Once imported, the data looks like this. It has descriptive city and state names, and we would like to convert them into geo-coordinates for further mapping. 

In [3]:
data

Unnamed: 0.1,Unnamed: 0,id,date,city,state,type,ideology,subideology,group,description,image,latitude,longitude
0,2426,33502,2022-09-11,Walled Lake,MI,Extremist Murder;Extremist/Police Shootout,Right Wing (Other),,,Igor Lanis fatally shot his wife and wounded o...,,42.537811,-83.481048
1,6881,25776,2022-03-31,Dudleyville,AZ,Extremist/Police Shootout,Right Wing (White Supremacist),,,According to the Pinal County Sheriff's Office...,,32.908704,-110.722061
2,9750,20441,2021-12-27,Denver,CO,Extremist Murder;Extremist/Police Shootout,Right Wing (Other),,,Lyndon McLeod went on a multi-location shootin...,,39.739236,-104.984862
3,10915,20464,2021-11-05,Hoschton,GA,Extremist Murder;Extremist/Police Shootout,Right Wing (Anti-Government),,,"Jessica Worsham, an anti-government sovereign ...",,34.096496,-83.761284
4,11647,20390,2021-10-29,Tecumseh,OK,Extremist Murder;Extremist/Police Shootout,Right Wing (Anti-Government),,,"Braedon Chesser, an anti-government extremist ...",,35.257850,-96.936689
...,...,...,...,...,...,...,...,...,...,...,...,...,...
125,35948,710,2009-10-28,Dearborn,MI,Extremist/Police Shootout,Islamist,,Ummah,Law enforcement agents fatally shot Luqman Ame...,,42.322260,-83.176315
126,35969,1948,2009-04-04,Pittsburgh,PA,Extremist Murder;Extremist/Police Shootout,Right Wing (White Supremacist),,,Richard Andrew Poplawski shot and killed three...,,40.441694,-79.990086
127,35976,335,2009-01-21,Brockton,MA,Extremist Murder;Extremist/Police Shootout;Ter...,Right Wing (White Supremacist),,,"Keith Luke, 22, went on a racially motivated s...",,42.083433,-71.018379
128,36006,192,2007-08-10,Bastrop,LA,Extremist Murder;Extremist/Police Shootout,Right Wing (White Supremacist),,Aryan Circle,Aryan Circle member Dennis Clem shot and kille...,,32.776145,-91.908297


**Now we will convert the locations to coordinates (longitude and latitude) using the city and state information.**

For that we will first add empty columns for latitude and longitude and write a function to fill them in interatively using the Nominatim geocoding service.

In [4]:
data['latitude'] = None
data['longitude'] = None

The following code creates a Nominatim geolocator object with a custom user agent ("heat_map_geocoder") and a timeout of 20 seconds. 

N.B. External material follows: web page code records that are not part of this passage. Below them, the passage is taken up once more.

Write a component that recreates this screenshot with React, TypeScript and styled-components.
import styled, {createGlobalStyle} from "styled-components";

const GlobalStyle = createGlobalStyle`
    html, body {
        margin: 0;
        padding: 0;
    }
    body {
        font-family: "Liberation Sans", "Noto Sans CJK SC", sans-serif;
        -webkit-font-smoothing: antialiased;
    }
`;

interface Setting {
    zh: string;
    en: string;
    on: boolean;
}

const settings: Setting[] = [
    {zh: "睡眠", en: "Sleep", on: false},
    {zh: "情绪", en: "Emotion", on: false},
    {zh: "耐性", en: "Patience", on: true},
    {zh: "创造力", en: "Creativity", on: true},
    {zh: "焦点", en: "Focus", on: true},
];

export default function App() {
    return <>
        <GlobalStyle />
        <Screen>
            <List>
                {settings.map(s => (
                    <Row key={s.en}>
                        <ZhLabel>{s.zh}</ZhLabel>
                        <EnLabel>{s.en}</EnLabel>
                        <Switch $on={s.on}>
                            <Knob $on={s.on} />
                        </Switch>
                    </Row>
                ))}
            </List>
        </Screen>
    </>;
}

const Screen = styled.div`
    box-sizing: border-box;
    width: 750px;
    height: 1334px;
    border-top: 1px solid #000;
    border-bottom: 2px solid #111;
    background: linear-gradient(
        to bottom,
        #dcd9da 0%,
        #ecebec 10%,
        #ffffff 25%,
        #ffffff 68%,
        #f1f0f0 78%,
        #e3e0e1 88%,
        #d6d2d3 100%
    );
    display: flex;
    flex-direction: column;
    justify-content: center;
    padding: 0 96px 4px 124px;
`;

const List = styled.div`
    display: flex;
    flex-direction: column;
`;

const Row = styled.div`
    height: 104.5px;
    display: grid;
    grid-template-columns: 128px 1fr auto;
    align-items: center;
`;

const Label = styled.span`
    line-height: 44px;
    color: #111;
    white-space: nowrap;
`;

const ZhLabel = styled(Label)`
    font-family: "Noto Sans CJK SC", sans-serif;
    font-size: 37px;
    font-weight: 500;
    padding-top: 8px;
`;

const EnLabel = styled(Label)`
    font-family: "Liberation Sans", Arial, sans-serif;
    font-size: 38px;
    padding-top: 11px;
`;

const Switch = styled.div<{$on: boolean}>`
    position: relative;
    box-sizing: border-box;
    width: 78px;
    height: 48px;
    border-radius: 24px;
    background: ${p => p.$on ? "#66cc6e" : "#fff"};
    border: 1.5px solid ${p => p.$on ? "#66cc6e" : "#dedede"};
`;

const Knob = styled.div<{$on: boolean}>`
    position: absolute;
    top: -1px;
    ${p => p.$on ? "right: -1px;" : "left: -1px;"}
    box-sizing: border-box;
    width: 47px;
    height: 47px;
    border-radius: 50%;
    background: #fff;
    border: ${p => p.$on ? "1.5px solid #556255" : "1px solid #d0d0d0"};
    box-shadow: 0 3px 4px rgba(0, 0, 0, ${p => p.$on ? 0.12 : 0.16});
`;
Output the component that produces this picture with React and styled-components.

*The **user_agent** parameter helps identify our application to the geocoding service (name is arbitrary), while the **timeout** parameter specifies the maximum time (in seconds) the geolocator should wait for a response from the service.

In [5]:
geolocator = Nominatim(user_agent="heat_map_geocoder", timeout=20)

The **retry** decorator from the **tenacity** library aplies to the **geocode_with_retry** function defined in the next line. 

It adds retry behavior to the function, with the following configuration:

* **stop=stop_after_attempt(10)**: Retry the function up to a maximum of 10 attempts. The servers might be busy in one attempt so it tells the system to do it again. 

* **wait=wait_fixed(2)**: Wait for 2 seconds between each retry attempt. Some servers limit that time between requests (OSM does too). It happens mostly with APIs.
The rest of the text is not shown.